Por eso puede resultar difícil asimilar todas esas situaciones en las que se ven envueltos Ana Elisa, su amigo y su hermano, así como todos los bizarros personajes que les salen en el camino como antagonistas y las peripecias que tienen que hacer para salir de apuros. El argumento (que se hace más recargado por su recargada banda sonora), está compuesto por una marejada de acontecimientos, en los que nada es normal ni contenido, pues todo se dispara hacia el delirio y la extravagancia, y hacia una suerte de burla y caricatura de la realidad y su lógica, que también son características del esperpento. ¿O de qué otra manera se puede entender al personaje del tío predicador, cuya iglesia, actitud exageradamente mezquina y hasta la misma manierista actuación se salen de cualquier parámetro de la realidad? Pero aún así, ese personaje y sus circunstancias están fundados en una realidad, y eso es, hay que insistir, lo que no se puede perder de vista.
Lo real-siniestro
La cuestión, entonces, es no juzgar esta película por sus excesos, sino más bien considerar el sentido que tienen estos excesos en su contexto, también todo lo que nos dice de lo enfermo y a la vez lo folclórico que es este país, así como la fuerza imbatible del personaje central y el desaforado ritmo que consiguen con un relato que, en principio, está más concebido para sentir que para pensar. El mismo Valle-Inclán decía, al momento de plantar las bases de este estilo, que el sentido trágico de la vida española sólo podía ofrecerse con una estética sistemáticamente deformada. Igual ocurre con Colombia, el país del collar bomba, donde si bien el realismo es el que más destacados resultados ha tenido refiriéndose a esta realidad, estas extravaganzas también le horman perfecto a su extrema y delirante naturaleza.
De hecho, como lo plantea Rodrigo Argüello, de lo fantástico-siniestro propio del cine y la literatura, en Colombia pasamos a lo real-siniestro, que puede superar al arte en cuanto a insólito y extravagante, siendo prueba de ello los gustos de los mafiosos, las motosierras de los paramilitares, las caletas millonarias de la guerrilla, los niños que extorsionan familiares y un infinito etcétera.

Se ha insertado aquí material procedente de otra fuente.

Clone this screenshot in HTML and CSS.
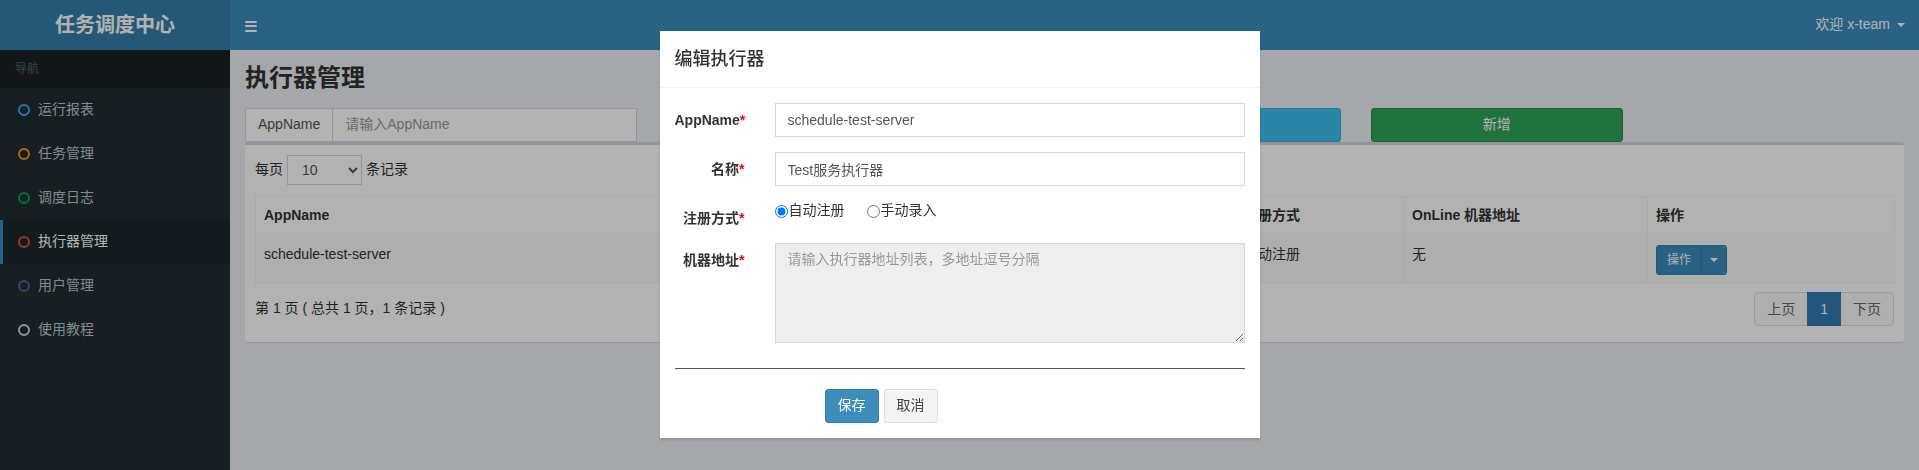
FILE: index.html
```html
<!DOCTYPE html>
<html lang="zh">
<head>
<meta charset="utf-8">
<title>任务调度中心</title>
<link rel="stylesheet" href="styles.css">
</head>
<body>
<div class="wrapper">
  <header class="main-header">
    <div class="logo">任务调度中心</div>
    <nav class="navbar">
      <div class="toggle"><span></span><span></span><span></span></div>
      <div class="user">欢迎 x-team <span class="caret"></span></div>
    </nav>
  </header>
  <div class="main">
    <aside class="sidebar">
      <div class="nav-header">导航</div>
      <ul class="menu">
        <li><i class="circle c-aqua"></i><span>运行报表</span></li>
        <li><i class="circle c-yellow"></i><span>任务管理</span></li>
        <li><i class="circle c-green"></i><span>调度日志</span></li>
        <li class="active"><i class="circle c-red"></i><span>执行器管理</span></li>
        <li><i class="circle c-purple"></i><span>用户管理</span></li>
        <li><i class="circle c-gray"></i><span>使用教程</span></li>
      </ul>
    </aside>
    <main class="content">
      <h1 class="page-title">执行器管理</h1>
      <div class="filter-row">
        <div class="col col-3">
          <div class="input-group"><span class="addon">AppName</span><input class="field" type="text" placeholder="请输入AppName"></div>
        </div>
        <div class="col col-3">
          <div class="input-group"><span class="addon addon-empty"></span><input class="field" type="text"></div>
        </div>
        <div class="col col-2"><button class="btn btn-info"></button></div>
        <div class="col col-2"><button class="btn btn-success">新增</button></div>
      </div>
      <div class="box">
        <div class="box-body">
          <div class="length-row">
            <span>每页</span>
            <select class="len-select"><option>10</option></select>
            <span>条记录</span>
          </div>
          <table class="table">
            <colgroup>
              <col class="w-app"><col class="w-name"><col class="w-order"><col class="w-type"><col class="w-online"><col class="w-op">
            </colgroup>
            <thead>
              <tr><th>AppName</th><th></th><th></th><th class="th-type">注册方式</th><th>OnLine 机器地址</th><th>操作</th></tr>
            </thead>
            <tbody>
              <tr>
                <td>schedule-test-server</td>
                <td></td>
                <td></td>
                <td>自动注册</td>
                <td>无</td>
                <td><div class="btn-group"><span class="bg-main">操作</span><span class="bg-caret"><span class="caret"></span></span></div></td>
              </tr>
            </tbody>
          </table>
          <div class="pager-row">
            <div class="info">第 1 页 ( 总共 1 页，1 条记录 )</div>
            <ul class="pagination">
              <li>上页</li>
              <li class="active">1</li>
              <li>下页</li>
            </ul>
          </div>
        </div>
      </div>
    </main>
  </div>
</div>

<div class="backdrop"></div>

<div class="modal-layer">
  <div class="modal">
    <div class="modal-header"><h4 class="modal-title">编辑执行器</h4></div>
    <div class="modal-body">
      <div class="form-group">
        <label class="form-label">AppName<span class="req">*</span></label>
        <div class="form-ctrl"><input class="form-input" type="text" value="schedule-test-server"></div>
      </div>
      <div class="form-group">
        <label class="form-label">名称<span class="req">*</span></label>
        <div class="form-ctrl"><input class="form-input" type="text" value="Test服务执行器"></div>
      </div>
      <div class="form-group">
        <label class="form-label">注册方式<span class="req">*</span></label>
        <div class="form-ctrl radios">
          <label class="radio"><input type="radio" name="addressType" checked>自动注册</label>
          <label class="radio"><input type="radio" name="addressType">手动录入</label>
        </div>
      </div>
      <div class="form-group last">
        <label class="form-label">机器地址<span class="req">*</span></label>
        <div class="form-ctrl"><textarea class="form-area" readonly placeholder="请输入执行器地址列表，多地址逗号分隔"></textarea></div>
      </div>
      <hr class="divider">
      <div class="actions">
        <button class="mbtn mbtn-primary">保存</button>
        <button class="mbtn mbtn-default">取消</button>
      </div>
    </div>
  </div>
</div>
</body>
</html>
```

FILE: styles.css
```css
* { box-sizing: border-box; }
html, body { margin: 0; height: 100%; }
body {
  font-family: "Liberation Sans", "Noto Sans CJK SC", sans-serif;
  font-size: 14px;
  line-height: 1.42857;
  color: #333;
  background: #ecf0f5;
  overflow: hidden;
}

.wrapper { display: flex; flex-direction: column; height: 470px; }

/* header */
.main-header { display: flex; height: 50px; flex: none; }
.logo {
  width: 230px; flex: none;
  background: #367fa9; color: #fff;
  font-size: 20px; font-weight: bold;
  line-height: 50px; text-align: center;
}
.navbar {
  flex: 1; background: #3c8dbc;
  display: flex; align-items: center; justify-content: space-between;
  padding: 0 14px 0 15px;
}
.toggle { display: flex; flex-direction: column; gap: 2.5px; width: 12px; margin-top: 2px; }
.toggle span { display: block; height: 2px; background: #fff; border-radius: 1px; }
.user { color: #fff; display: flex; align-items: center; gap: 7px; }
.caret {
  display: inline-block; width: 0; height: 0;
  border-top: 4px solid #fff;
  border-left: 4px solid transparent;
  border-right: 4px solid transparent;
}

/* sidebar */
.main { display: flex; flex: 1; min-height: 0; }
.sidebar { width: 230px; flex: none; background: #222d32; }
.nav-header {
  height: 38px; background: #1a2226; color: #4b646f;
  font-size: 12px; line-height: 18px; padding: 10px 15px;
}
.menu { list-style: none; margin: 0; padding: 0; }
.menu li {
  height: 44px; display: flex; align-items: center;
  padding-left: 15px; border-left: 3px solid transparent;
  color: #b8c7ce;
}
.menu li.active { background: #1e282c; border-left-color: #3c8dbc; color: #fff; }
.circle {
  width: 12px; height: 12px; border: 2px solid currentColor;
  border-radius: 50%; margin-right: 8px; flex: none;
}
.c-aqua { color: #2bb3e6; }
.c-yellow { color: #f39c12; }
.c-green { color: #00a65a; }
.c-red { color: #dd4b39; }
.c-purple { color: #605ca8; }
.c-gray { color: #d2d6de; }

/* content */
.content { flex: 1; padding: 15px; min-width: 0; }
.page-title { margin: 0; font-size: 24px; line-height: 26px; font-weight: bold; color: #333; }

.filter-row {
  display: grid; grid-template-columns: repeat(12, 1fr);
  margin: 17px -15px 0;
}
.col { padding: 0 15px; }
.col-3 { grid-column: span 3; }
.col-2 { grid-column: span 2; }
.input-group { display: flex; height: 34px; }
.addon {
  padding: 6px 12px; border: 1px solid #d2d6de; border-right: 0;
  background: #fff; color: #555; white-space: nowrap;
}
.addon-empty { width: 60px; }
.field {
  flex: 1; min-width: 0; border: 1px solid #d2d6de; padding: 6px 12px;
  font: inherit; color: #555; background: #fff; outline: none;
}
.field::placeholder { color: #999; }
.btn {
  display: block; width: 100%; height: 34px;
  border-radius: 3px; border: 1px solid transparent;
  font: inherit; color: #fff;
}
.btn-info { background: #3dbff0; border-color: #2eb0e0; }
.btn-success { background: #2fa45b; border-color: #28924f; }

/* box */
.box {
  background: #fff; border-top: 3px solid #d2d6de; border-radius: 3px;
  box-shadow: 0 1px 1px rgba(0,0,0,0.1);
}
.box-body { padding: 10px; }
.length-row { display: flex; align-items: center; gap: 4px; height: 30px; }
.len-select {
  width: 75px; height: 30px; border: 1px solid #d2d6de; border-radius: 0;
  background: #fff; font: inherit; color: #555; padding: 0 10px;
}

.table {
  width: 100%; margin-top: 11px; border-collapse: collapse;
  border: 1px solid #f4f4f4; table-layout: fixed;
}
.w-app { width: 420px; }
.w-name { width: 380px; }
.w-order { width: 180px; }
.w-type { width: 168px; }
.w-online { width: 244px; }
.w-op { width: 247px; }
.table th, .table td {
  border: 1px solid #f4f4f4; text-align: left; vertical-align: top;
  padding: 8px; line-height: 20px;
}
.table th { font-weight: bold; }
.table tbody tr { background: #f9f9f9; }
.table td { padding: 10px 8px 8px; }
.btn-group {
  display: inline-flex; height: 30px; border-radius: 3px; overflow: hidden;
  background: #3c8dbc; border: 1px solid #367fa9; color: #fff;
  font-size: 12px; line-height: 18px; margin-top: 1px;
}
.bg-main { padding: 5px 10px; }
.bg-caret { padding: 0 8px; display: flex; align-items: center; border-left: 1px solid #367fa9; }

.pager-row {
  display: flex; justify-content: space-between; align-items: center;
  margin-top: 8px; margin-bottom: 6px; height: 34px;
}
.pagination { list-style: none; margin: 0; padding: 0; display: flex; }
.pagination li {
  padding: 6px 12px; line-height: 20px; border: 1px solid #ddd;
  margin-left: -1px; background: #fafafa; color: #666;
}
.pagination li:first-child { border-radius: 4px 0 0 4px; margin-left: 0; }
.pagination li:last-child { border-radius: 0 4px 4px 0; }
.pagination li.active { background: #337ab7; border-color: #337ab7; color: #fff; position: relative; }

/* backdrop + modal */
.backdrop { position: fixed; inset: 0; background: rgba(0,0,0,0.3); }
.modal-layer {
  position: fixed; inset: 0;
  display: flex; justify-content: center; align-items: flex-start;
  padding-top: 31px;
}
.modal {
  width: 600px; background: #fff;
  box-shadow: 0 2px 3px rgba(0,0,0,0.125);
}
.modal-header { padding: 15px; border-bottom: 1px solid #f4f4f4; }
.modal-title { margin: 0; font-size: 18px; line-height: 26px; font-weight: 500; color: #333; }
.modal-body { padding: 15px; }
.form-group {
  display: grid; grid-template-columns: 70px 1fr; column-gap: 30px;
  margin-bottom: 15px;
}
.form-group.last { margin-bottom: 0; }
.form-label {
  font-weight: bold; text-align: right; padding-top: 7px;
  white-space: nowrap; line-height: 20px;
}
.req { color: #f00; }
.form-input {
  display: block; width: 100%; height: 34px;
  border: 1px solid #d2d6de; padding: 6px 12px;
  font: inherit; color: #555; outline: none;
}
.radios { display: flex; gap: 22px; height: 27px; }
.radio { display: inline-flex; align-items: center; height: 20px; }
.radio input { margin: 0 1px 0 0; width: 13px; height: 13px; }
.form-area {
  display: block; width: 100%; height: 100px;
  border: 1px solid #d2d6de; background: #eee;
  padding: 6px 12px; font: inherit; color: #555; resize: vertical; outline: none;
}
.form-area::placeholder { color: #999; }
.divider { margin: 25px 0 20px; border: 0; border-top: 1px solid #555; height: 0; }
.actions { display: flex; gap: 5px; padding-left: 150px; }
.mbtn {
  height: 34px; padding: 6px 12px; font: inherit;
  border-radius: 3px; border: 1px solid transparent;
}
.mbtn-primary { background: #3c8dbc; border-color: #367fa9; color: #fff; }
.mbtn-default { background: #f4f4f4; border-color: #ddd; color: #444; }
```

Así que, mirada de esta forma, se trata de una película que raudamente recorre muchos de los vernáculos males de Colombia, desde la violencia y la pobreza de los barrios marginales, pasando por los traquetos, las drogas y los profetas embaucadores, hasta ese imperativo del beneficio personal por encima de los demás, que parece carcomer a medio país. Es por eso que, aunque es, como decía, un filme más para sentir que para pensar, por su humor, sus estrambóticos personajes y la impetuosa sarta de acontecimientos, esto no implica que, luego, las incontables partes de las que está hecha esta cargada (en el buen sentido de la palabra) historia, nos exija rebobinar para apreciar lo lúcida y honesta que puede ser con la visión que tiene de sus personajes y lo que comenta sobre este país que en suerte nos tocó sufrir.